Torrance, Rev. George William

1835-

 

English church musician, who for almost the last half century has been identified with the music of Australia. He was born at Rathmines, near Dublin, and obtained his early musical education as a chorister at Christ Church Cathedral in Dublin. He was organist successively at Blackrock, Dublin, St. Andrew and St. Anne; then in 1856 he went to Leipsic for further musical study, returning and entering the University of Dublin to study theology in 1859. He was made deacon in 1865, priest in 1866 and was graduated in 1867 with the degree of Master of Arts.
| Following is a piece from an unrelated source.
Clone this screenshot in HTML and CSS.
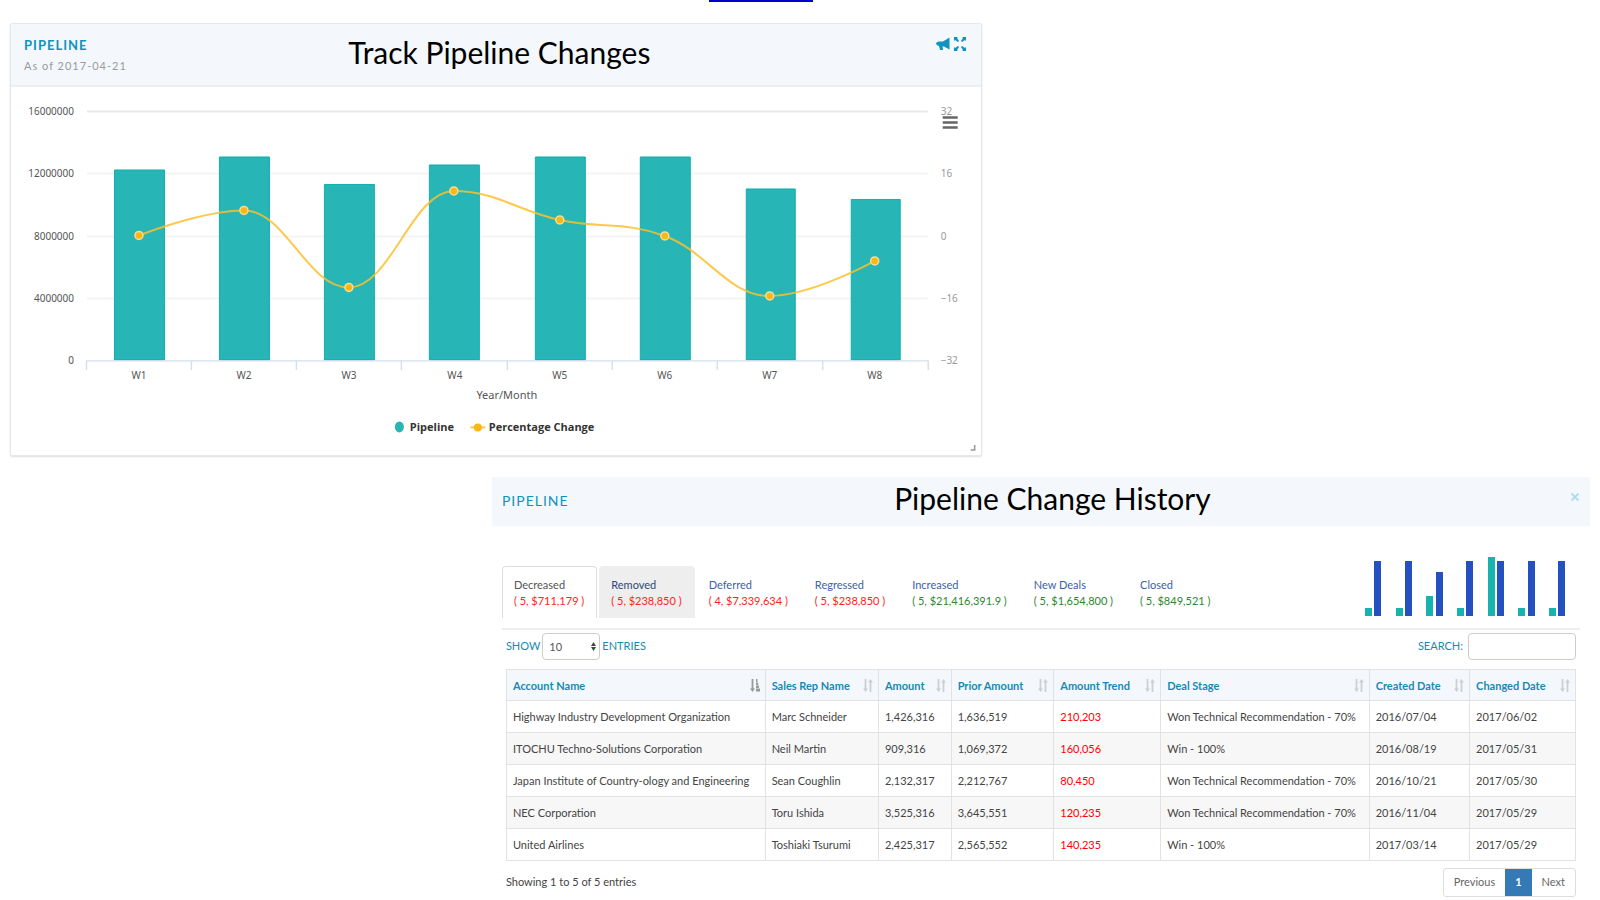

It was not until 1879, ten years after he had gone out to settle at Melbourne, Australia, that he received the degrees of Bachelor of Music and Doctor of Music from the University of Dublin. He also received the degree of Doctor of Music from Melbourne University. He was elected president of the Fine Arts Section of the Social Science Congress which was held at Melbourne in 1880, and in 1883 the Government of Victoria made him an examiner for the Clarke Scholarship at the Royal College of Music. He is Incumbent of the Holy Trinity Church at Balaclava, near Melbourne, where he plays the organ at services. He has written three fine oratorios, Abraham, The Captivity, and the Revelation, of which the first composition was written when he was only nineteen, and was given very successfully with him as conductor at the Ancient Concert Rooms at Dublin, in 1855. The Revelation, composed in 1882, was perfected at Melbourne. Other compositions are the opera, William of Normandy, written after his return from Leipsic; a Te Deum and a Jubilate, and several essays on music, notably Cathedrals, their constitutions and functions.